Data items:
▬▬▬▬▬▬

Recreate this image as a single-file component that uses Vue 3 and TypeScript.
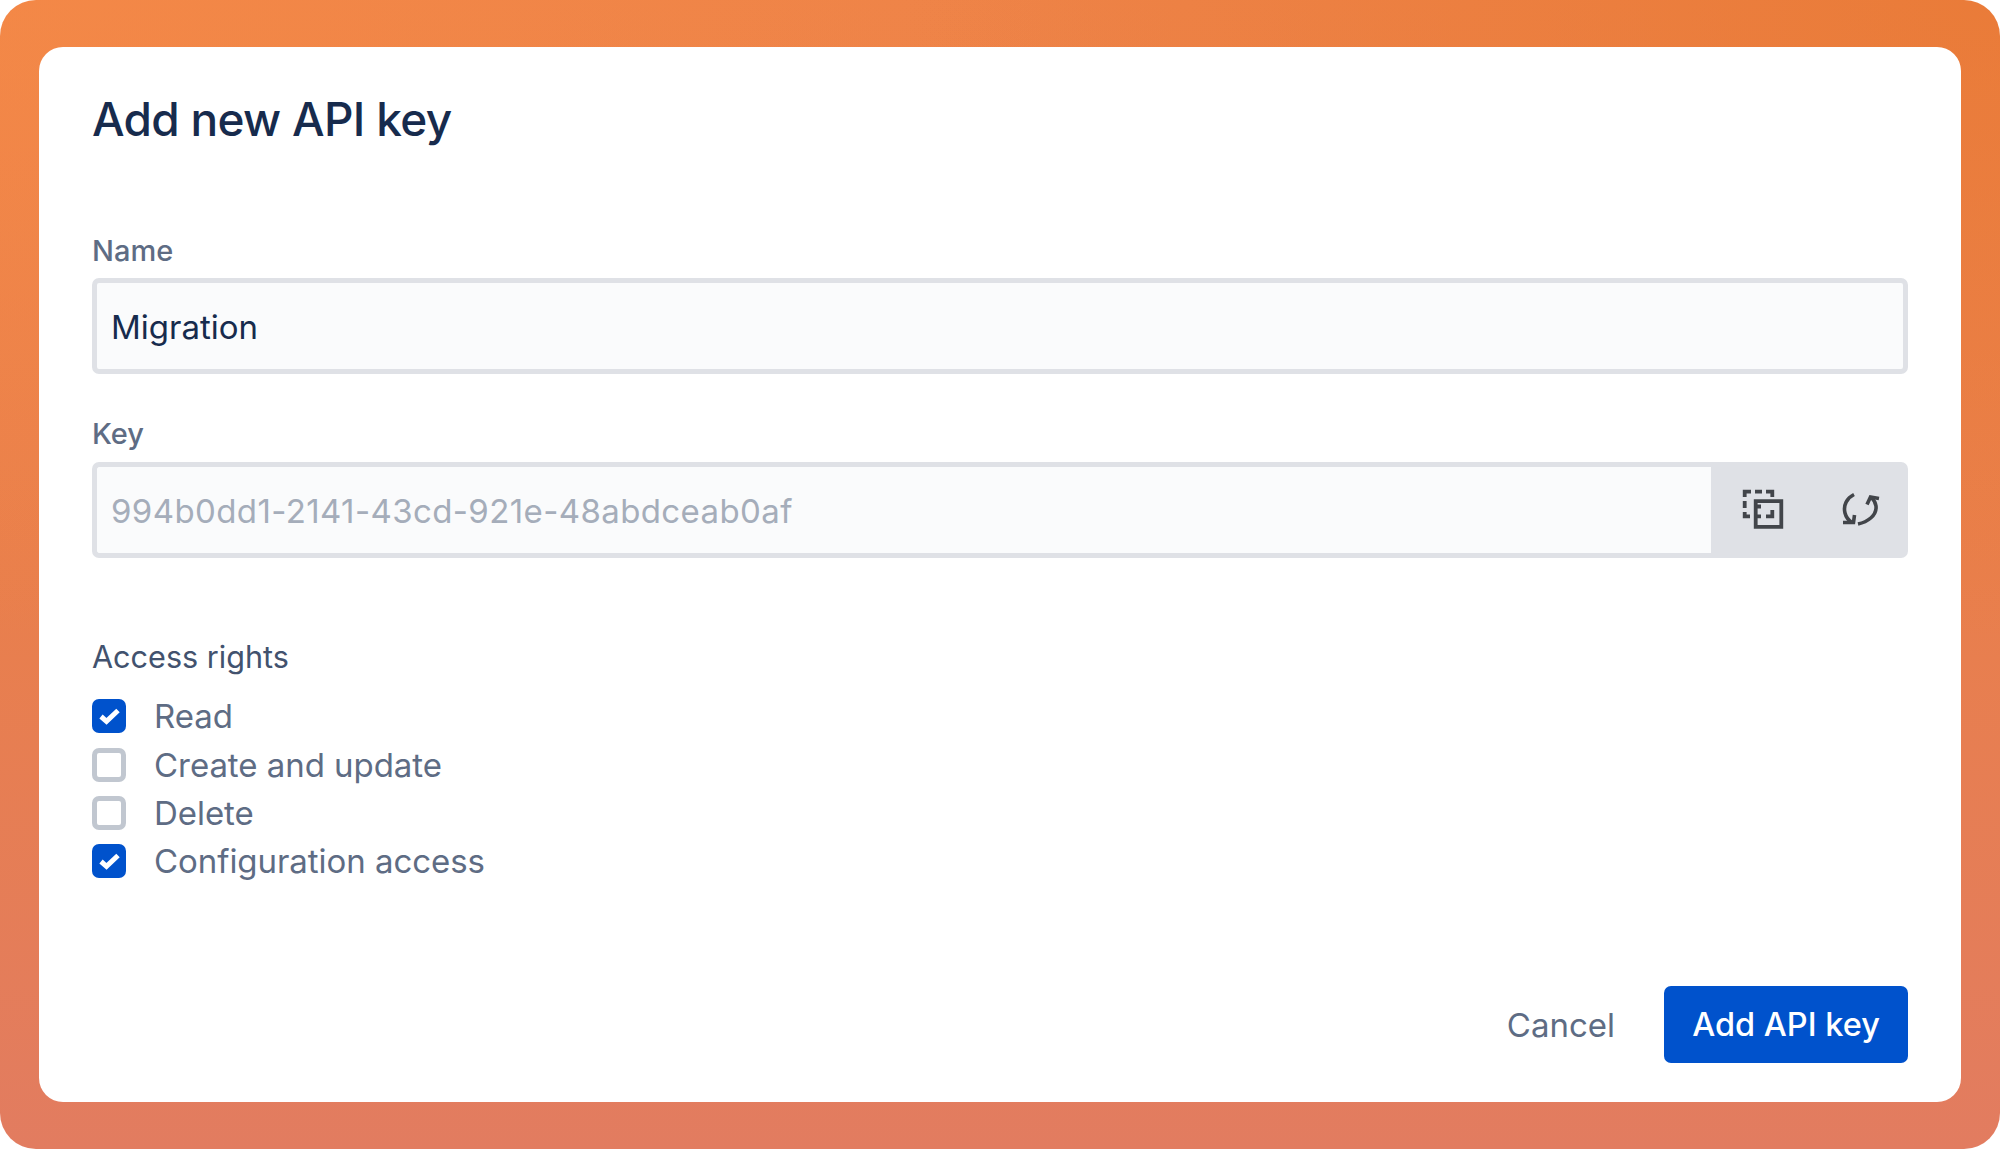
<script setup lang="ts">
const rights = [
  { label: 'Read', on: true },
  { label: 'Create and update', on: false },
  { label: 'Delete', on: false },
  { label: 'Configuration access', on: true },
]
</script>

<template>
  <div class="page">
    <div class="card">
      <h1 class="title">Add new API key</h1>
      <div class="field name-field">
        <label class="label">Name</label>
        <div class="input name-input">Migration</div>
      </div>
      <div class="field key-field">
        <label class="label">Key</label>
        <div class="key-group">
          <div class="input key-input">994b0dd1-2141-43cd-921e-48abdceab0af</div>
          <div class="key-actions">
            <svg class="icon" viewBox="0 0 42 42" fill="none" stroke="#42454a" stroke-width="3.8">
              <path d="M2.700 8V2.700H9M13 2.700h7M24 2.700h6.300V8" />
              <path d="M2.700 12v7M2.700 23v4.300H8" />
              <path d="M13.700 12.200h25.600v25.600H13.700z" />
              <path d="M30.300 21v6.300H24M15 27.300h4M15 17.500h4" />
            </svg>
            <svg class="icon" viewBox="0 0 42 42" fill="none" stroke="#42454a" stroke-width="3.6">
              <path d="M15 5.500C8 9 4 16 6 24c1 4 3 7 7 9.500" />
              <path d="M4 33.500h10.500L15.500 26" />
              <path d="M19 35c9-2 19-8 18-18-.5-3-2-6-4.500-8.500" />
              <path d="M40 9.500L31.500 8 28 15.500" />
            </svg>
          </div>
        </div>
      </div>
      <div class="rights">
        <div class="rights-title">Access rights</div>
        <div class="rights-list">
          <div v-for="r in rights" :key="r.label" class="right">
            <span class="box" :class="{ on: r.on }">
              <svg v-if="r.on" viewBox="0 0 34 34" class="check" fill="none" stroke="#fff" stroke-width="5">
                <path d="M9 17.500l5.500 4.800L26 11.500" />
              </svg>
            </span>
            <span class="right-label">{{ r.label }}</span>
          </div>
        </div>
      </div>
      <div class="footer">
        <button class="cancel">Cancel</button>
        <button class="submit">Add API key</button>
      </div>
    </div>
  </div>
</template>

<style>
html, body { margin: 0; background: #fff; }
</style>

<style scoped>
.page {
  box-sizing: border-box;
  width: 2000px;
  height: 1149px;
  padding: 47px 39px;
  border-radius: 36px;
  background:
    radial-gradient(ellipse 1100px 640px at 0 0, rgba(248, 140, 70, 0.55), transparent),
    radial-gradient(ellipse 1100px 640px at 100% 0, rgba(232, 120, 50, 0.7), transparent),
    linear-gradient(180deg, #ee8348 0%, #e97f4c 50%, #e27c60 100%);
  font-family: Inter, "Liberation Sans", sans-serif;
}
.card {
  box-sizing: border-box;
  height: 1055px;
  padding: 0 53px;
  background: #fff;
  border-radius: 24px;
  display: flex;
  flex-direction: column;
}
.title {
  margin: 44px 0 0;
  font-size: 46px;
  line-height: 56px;
  font-weight: 550;
  color: #172b4d;
  letter-spacing: -0.7px;
}
.field { display: flex; flex-direction: column; }
.name-field { margin-top: 84px; }
.key-field { margin-top: 40px; }
.label {
  font-size: 29px;
  line-height: 40px;
  font-weight: 500;
  color: #5e6c84;
  margin-bottom: 7px;
}
.input {
  box-sizing: border-box;
  height: 96px;
  display: flex;
  align-items: center;
  padding: 2px 14px 0;
  background: #fafbfc;
  border: 5px solid #dfe1e6;
  font-size: 33px;
  border-radius: 7px;
}
.name-input { color: #172b4d; }
.key-group { display: flex; margin-top: 1px; }
.key-input {
  flex: 1;
  color: #a5adba;
  border-right: none;
  border-radius: 7px 0 0 7px;
  letter-spacing: 0.39px;
}
.key-actions {
  width: 197px;
  height: 96px;
  background: #dfe1e6;
  border-radius: 0 7px 7px 0;
  display: flex;
  align-items: center;
  gap: 55px;
  padding-left: 31px;
  box-sizing: border-box;
}
.icon { width: 42px; height: 42px; flex: none; }
.rights { margin-top: 79px; }
.rights-title {
  font-size: 30.6px;
  line-height: 40px;
  color: #42526e;
}
.rights-list { display: flex; flex-direction: column; margin-top: 15px; }
.right {
  height: 48.4px;
  display: flex;
  align-items: center;
  gap: 28px;
}
.box {
  box-sizing: border-box;
  width: 34px;
  height: 34px;
  border: 5px solid #c1c7d0;
  border-radius: 7px;
  background: #fff;
  flex: none;
}
.box.on { background: #0052cc; border: none; }
.check { display: block; width: 34px; height: 34px; }
.right-label {
  font-size: 33px;
  color: #5e6c84;
  letter-spacing: -0.05px;
}
.footer {
  margin-top: auto;
  margin-bottom: 39px;
  display: flex;
  justify-content: flex-end;
  align-items: center;
  gap: 49px;
}
.cancel, .submit {
  border: none;
  font-family: inherit;
  font-size: 33px;
  padding: 0;
}
.cancel { background: none; color: #5e6c84; }
.submit {
  width: 244px;
  height: 77px;
  background: #0052cc;
  color: #fff;
  border-radius: 7px;
  font-size: 32.5px;
  font-weight: 500;
}
</style>
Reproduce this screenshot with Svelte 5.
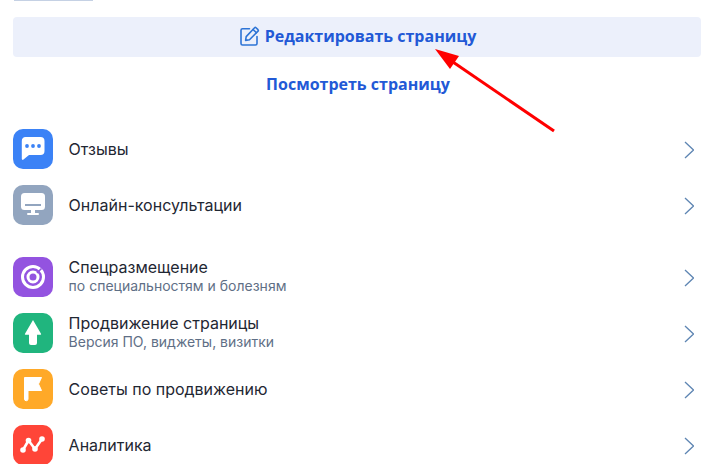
<script>
  // Menu groups, icon is picked by name in the markup
  const groups = [
    [
      { icon: 'chat', color: '#3b82f6', title: 'Отзывы' },
      { icon: 'monitor', color: '#92a5bf', title: 'Онлайн-консультации' }
    ],
    [
      { icon: 'target', color: '#9353e0', title: 'Спецразмещение', sub: 'по специальностям и болезням' },
      { icon: 'up', color: '#20b57e', title: 'Продвижение страницы', sub: 'Версия ПО, виджеты, визитки' },
      { icon: 'flag', color: '#ffa928', title: 'Советы по продвижению' },
      { icon: 'chart', color: '#ff4538', title: 'Аналитика' }
    ]
  ];
</script>

<div class="page">
  <div class="top-strip"></div>

  <button class="edit">
    <svg class="edit-icon" viewBox="0 0 20 20" width="20" height="20" fill="none" stroke="#2d74d6" stroke-width="1.6" stroke-linejoin="round" stroke-linecap="round">
      <path d="M9.5 2.800H2.500a1.500 1.500 0 0 0-1.500 1.500V17.500A1.500 1.500 0 0 0 2.500 19h13a1.500 1.500 0 0 0 1.500-1.500V10.500" />
      <path d="M6.200 10.600 14.600 1.800a1 1 0 0 1 1.400 0l2 1.900a1 1 0 0 1 0 1.400l-8.500 8.600-3.900.7z" />
      <path d="M13 3.500l3.400 3.300" />
    </svg>
    <span>Редактировать страницу</span>
  </button>

  <a class="view" href="#view">Посмотреть страницу</a>

  {#each groups as group}
    <ul class="group">
      {#each group as item}
        <li class="row">
          <span class="icon" style="background: {item.color}">
            <svg viewBox="0 0 40 40" width="40" height="40">
              {#if item.icon === 'chat'}
                <path d="M12.500 8h15a4 4 0 0 1 4 4v10a4 4 0 0 1-4 4H16l-5.500 4.600a1 1 0 0 1-1.700-.8V12a4 4 0 0 1 3.700-4z" fill="#fff" />
                <circle cx="14" cy="17" r="1.900" fill="#3b82f6" />
                <circle cx="20" cy="17" r="1.900" fill="#3b82f6" />
                <circle cx="26" cy="17" r="1.900" fill="#3b82f6" />
              {:else if item.icon === 'monitor'}
                <rect x="8" y="8" width="24" height="17" rx="3.500" fill="#fff" />
                <rect x="12" y="19" width="16" height="2" fill="#92a5bf" />
                <rect x="18" y="25" width="4" height="3" fill="#fff" />
                <rect x="14" y="28" width="12" height="2" rx="1" fill="#fff" />
              {:else if item.icon === 'target'}
                <circle cx="20" cy="20" r="10.500" fill="none" stroke="#fff" stroke-width="3" />
                <circle cx="20" cy="20" r="5" fill="none" stroke="#fff" stroke-width="3" />
                <path d="M24 16 28.500 11.500" stroke="#9353e0" stroke-width="1.600" />
              {:else if item.icon === 'up'}
                <path d="M20 7 28 20.800a.6.6 0 0 1-.5.9H24V30a2 2 0 0 1-2 2h-4a2 2 0 0 1-2-2v-8.300h-3.500a.6.6 0 0 1-.5-.9z" fill="#fff" />
              {:else if item.icon === 'flag'}
                <path d="M11.500 8.500h17l-3 6.500 3 6.500H15V30a1.750 1.750 0 0 1-3.500 0z" fill="#fff" stroke="#fff" stroke-linejoin="round" />
              {:else}
                <path d="M10 25 15.500 15.500 22 24 29 14" fill="none" stroke="#fff" stroke-width="2.600" stroke-linejoin="round" />
                <circle cx="10" cy="25" r="2.800" fill="#fff" />
                <circle cx="15.500" cy="15.500" r="2.800" fill="#fff" />
                <circle cx="22" cy="24" r="2.800" fill="#fff" />
                <circle cx="29" cy="14" r="2.800" fill="#fff" />
              {/if}
            </svg>
          </span>
          <span class="text">
            <span class="title" class:solo={!item.sub}>{item.title}</span>
            {#if item.sub}
              <span class="sub">{item.sub}</span>
            {/if}
          </span>
          <svg class="chevron" viewBox="0 0 10 18" width="10" height="18" fill="none" stroke="#5f86b3" stroke-width="1.300">
            <path d="M1 1l8.500 8-8.500 8" />
          </svg>
        </li>
      {/each}
    </ul>
  {/each}

  <!-- Annotation arrow drawn over the page -->
  <svg class="arrow" viewBox="0 0 713 464" width="713" height="464">
    <path d="M554 131 450 60" stroke="#f00" stroke-width="3" fill="none" />
    <path d="M435 49 459 56 450 69z" fill="#f00" />
  </svg>
</div>

<style>
  :global(body) {
    margin: 0;
    background: #fff;
  }

  .page {
    position: relative;
    width: 713px;
    height: 464px;
    overflow: hidden;
    padding: 0 12px 0 13px;
    box-sizing: border-box;
  }

  .top-strip {
    width: 79px;
    height: 1px;
    margin-left: 1px;
    background: #c5d1e4;
  }

  .edit {
    display: flex;
    align-items: center;
    justify-content: center;
    gap: 5px;
    width: 100%;
    height: 40px;
    margin-top: 16px;
    padding: 0 0 2px 2px;
    border: none;
    border-radius: 4px;
    background: #ecf0fb;
    color: #2259d6;
    font: 700 16px "Open Sans", sans-serif;
  }

  .edit-icon {
    flex: none;
  }

  .view {
    display: block;
    margin-top: 16px;
    padding-left: 2px;
    text-align: center;
    text-decoration: none;
    color: #2259d6;
    font: 700 16px/22px "Open Sans", sans-serif;
  }

  .group {
    list-style: none;
    margin: 0;
    padding: 0;
  }

  .group:first-of-type {
    margin-top: 34px;
  }

  .group + .group {
    margin-top: 16px;
  }

  .row {
    display: flex;
    align-items: flex-start;
    height: 56px;
  }

  .icon {
    flex: none;
    width: 40px;
    height: 40px;
    border-radius: 10px;
  }

  .icon svg {
    display: block;
  }

  .text {
    flex: 1;
    display: flex;
    flex-direction: column;
    justify-content: center;
    height: 38px;
    margin-left: 15.6px;
    font-family: Inter, sans-serif;
  }

  .title {
    font-size: 16px;
    line-height: 20px;
    color: #1f2733;
  }

  .title.solo {
    padding-top: 2px;
  }

  .sub {
    font-size: 14px;
    line-height: 18px;
    color: #5f6f86;
  }

  .chevron {
    flex: none;
    margin: 12px 7px 0 0;
  }

  .arrow {
    position: absolute;
    left: 0;
    top: 0;
    pointer-events: none;
  }
</style>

▬▬▬▬▬▬

• **Problem to solve**
Locate the word "this" in the records above, and return each line that has it.

• **Exercise result**
Recreate this image as a single-file component that uses Vue 3 and TypeScript.
Reproduce this screenshot with Svelte 5.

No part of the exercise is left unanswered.